As you fire up the grill this Independence Day, be sure to thank a farmer, whose contributions help keep the cost of a Fourth of July feast under $6 bucks a person, according to a recent survey by the American Farm Bureau Federation.
Considering Americans spend just 10 percent of our incomes on food – the lowest of any country – we are all indebted to the “thin green line” of only 210,000 full-time U.S. farms that produce a product that is safe, abundant and uniquely American.
These farmers are also critical to our nation’s “food independence.” This food security does not happen by accident. It is a blessing that is fostered by smart policy.

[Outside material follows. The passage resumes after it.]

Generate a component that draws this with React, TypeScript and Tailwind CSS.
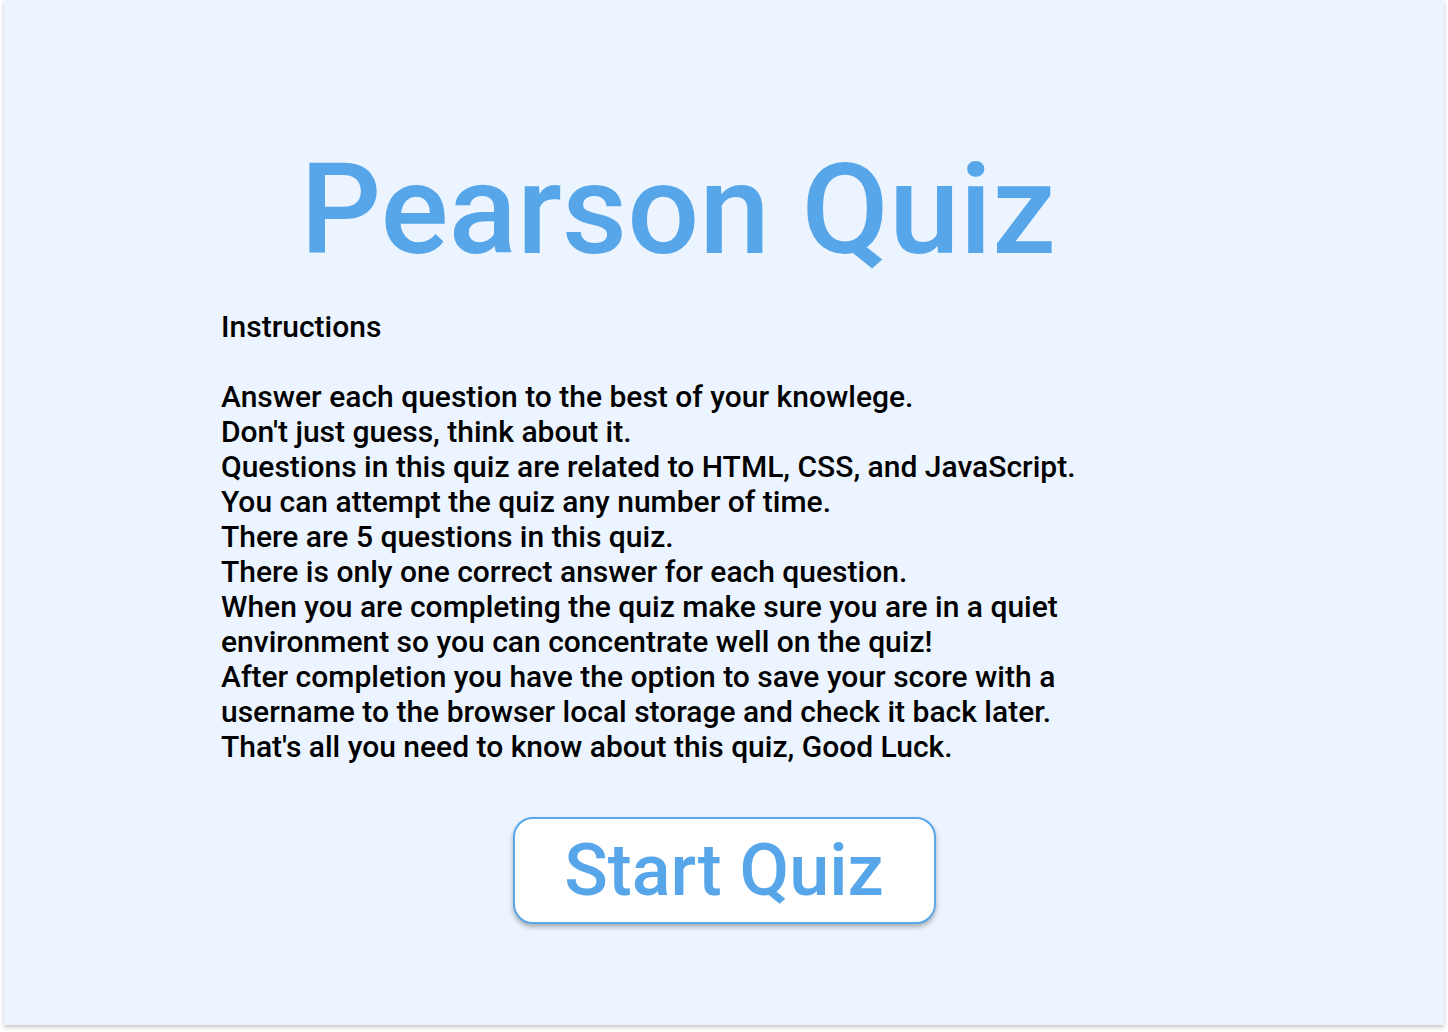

The roots of government involvement in U .S. agriculture are actually as old as the nation itself. Government involvement began with the founding fathers of the nation and carries the fingerprints of other great Americans who followed.
In 1799, after years of colonies and states granting tracts of land to citizens encouraging people to plant crops and begin commerce, George Washington called for the establishment of the National Board of Agriculture to collect information on the nation’s agricultural inventories.
Not surprising since our first president was also quoted as saying: “It will not be doubted that with reference either to individual or national welfare, agriculture is of primary importance.”
President Abraham Lincoln then established the USDA in 1862, a department that has grown since then to include promoting agriculture trade, working to assure adequate and safe food and striving to end hunger in America and abroad.
Over the next 40 years, as the world population grows from 7 billion to 9 billion and demand for agricultural commodities doubles, we need such policies that encourage investment and constant improvement.
If done right, more nations and peoples will continue to know the happiness of a safe and reliable and affordable food supply.